The Hollywood version has a Japanese director, presumably so the viewers don’t lose that essential Asian viewpoint. By changing the movie setting to “gaijins in Tokyo” mode (gaijin = “foreigner”, a Japanese term with shades of race discrimination used to refer to Caucasians, similar to the Cantonese word gweilo), the premise of horror is plausible, since most Western travellers are either delighted or repelled by the strangeness – or specifically, “other-ness” – of Japanese concepts. What the remake does is successfully trade on the cultural difference to create a mood of tragedy, deception, and injustice. There is resolution involving karmic balance, so the viewer is able to get a sense of relief that evil is not cyclical or self-perpetuating. The latter idea gets tiresome, but Hollywood likes to milk that concept in order to create sequels or series. If such franchises are not good enough to create their own cult following, all they are is visual junk food.

What backfired here is that many Americans commented on the imdb.com forums that the Japanese horror elements used in Shutter (2008 ) looked cribbed from Ringu (The Ring, 1998 ). I agree; in Hollywood there is no longer any novelty in seeing long-haired dead Asian girls creeping out of a television / photograph / cabinet / mirror / what-have-you. Although that is what I loved precisely about “Ringu” (original Japanese version always, please, but not its sequels).
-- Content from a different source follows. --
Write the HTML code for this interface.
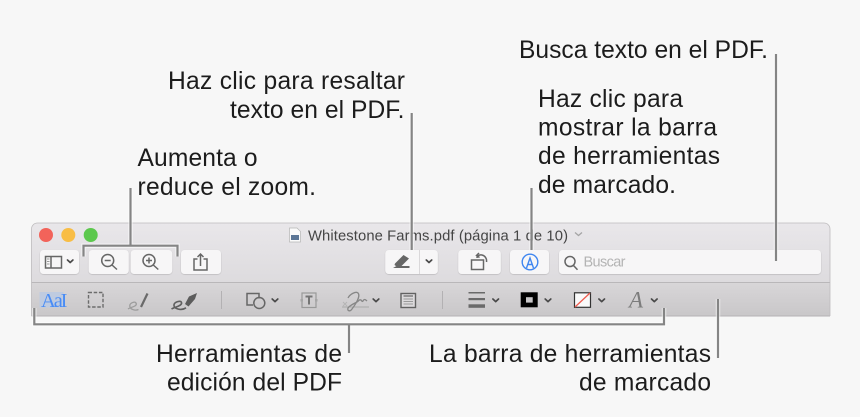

That image is so powerful and iconic I can’t bear to watch it again on my own. It gives me nightmares.

Hollywood, I feel, tends to film movies too brightly. They are too glossy and too high-contrast. They rely too much on surprise to elicit screams. They can’t put a finger exactly on what makes Asian horror, horror. In Hollywood, chainsaw massacres are human crimes whose negative energies resonate to the waking world, but in Asia, superstition about certain kinds of death creates horror. It’s like the stories your grandmother told you about the vengeful ghosts of innocent pregnant women murdered during World War II, when she was still a young girl in the countryside, things like that.

The Thai original of “Shutter” has a 1970’s mood. It’s a bit gritty, a bit home-movie like. It has SHADOWS. In between shots of sunny cosmopolitan Bangkok we get dark glimpses of folk superstition, despite Thailand being known for its gentle Buddhism. The Thai directors really hit the nail on the head there. They manage to emphasize that light and dark COEXIST on a daily basis in Asia. It’s in the simultaneous modernity and respect for tradition that makes Bangkok so interesting. That’s where the mystery and the inexplicable horror come from. The feeling of uneasiness throughout the viewing experience of the original “Shutter” is what makes it top-rate.

I didn’t mind spending P150 for the Hollywood version movie ticket. I was curious. It may come out on cable in a year or so. But I think, if you really wanted to enjoy “Shutter”, buy the 2004 Thai version on DVD and watch it in your darkened bedroom with a friend who enjoys the same thing. And if you’re feeling particularly brave, watch “Ringu” as well. The nightmares will make you lose weight.